Create a new file called
counter.sh
and add the following to the file.
for i in {1..10}; do
curl -X POST http://localhost:8000/runsync -H "Content-Type: application/json" -d '{"input": {}}' &
done
To execute this file run bash counter.sh
.
-
Observe the results. With a single worker, the requests are processed sequentially, and you'll see the counter increment from 1 to 10.
-
Now, let's run the function with multiple workers:
python counter_function.py --rp_serve_api --rp_api_concurrency 4
- When you try to run this command, you'll encounter the following error:
WARNING: You must pass the application as an import string to enable 'reload' or 'workers'.
This error occurs because the RunPod SDK integrates with FastAPI to create the local server, and FastAPI has certain expectations about how the application is structured and named.
-
To resolve this issue, we need to understand a bit more about the FastAPI integration:
- The RunPod SDK uses FastAPI to create an ASGI application that simulates the serverless environment.
- FastAPI's underlying server, Uvicorn, expects the main application to be in a file named
main.py
by default. - When you use the
--rp_api_concurrency
flag to specify multiple workers, Uvicorn tries to spawn separate processes, each running your application.
-
To make this work, we need to rename our file to
main.py
. This allows Uvicorn to correctly import and run multiple instances of your application. Here's what you need to do:a. Rename your
counter_function.py
tomain.py
:mv counter_function.py main.py
b. Now, run the command again:
python main.py --rp_serve_api --rp_api_concurrency 4
This time, the command should work without errors, starting your local server with 4 concurrent workers.
-
With the server running, you can now send multiple requests using the curl command from step 3:
for i in {1..10}; do
curl -X POST http://localhost:8000/run -H "Content-Type: application/json" -d '{"input": {}}' &
done
- Observe the results. With multiple workers, you might see inconsistent results due to race conditions. The counter might not reach 10, and you may see duplicate values.
Handling Concurrency in your code
To make your function concurrency-safe, you need to use appropriate synchronization mechanisms. Here's an improved version of the counter function:
import runpod
from threading import Lock
counter = 0
counter_lock = Lock()
def handler(event):
global counter
with counter_lock:
counter += 1
return {"counter": counter}
runpod.serverless.start({"handler": handler})

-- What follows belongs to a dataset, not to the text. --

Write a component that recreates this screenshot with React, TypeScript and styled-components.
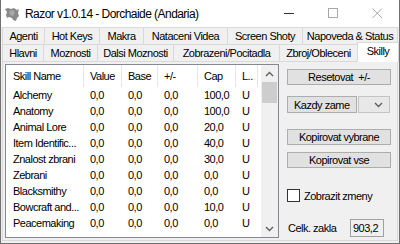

Now, even with multiple workers, the counter will increment correctly.
Best Practices for Using rp_api_concurrency
- Start Low: Begin testing with a low number of workers and gradually increase.
- Match Production: Set concurrency to match your expected production configuration.
- Test Varied Loads: Try different concurrency levels to understand your function's behavior under various conditions.
- Monitor Resources: Keep an eye on CPU and memory usage as you increase concurrency.
- Use Logging: Implement detailed logging to track the flow of concurrent executions.
It's important to note that --rp_api_concurrency
provides concurrent execution, not necessarily parallel execution.
The degree of parallelism depends on your system's capabilities and the nature of your function.
Conclusion
The --rp_api_concurrency
argument is a powerful tool for testing your RunPod serverless functions under more realistic conditions. By simulating concurrent requests, you can identify and resolve issues related to race conditions, resource contention, and scalability before deploying to production.
Remember, while local testing with concurrency is valuable, it's not a complete substitute for load testing in a production-like environment. Use this feature as part of a comprehensive testing strategy to ensure your serverless functions are robust and scalable.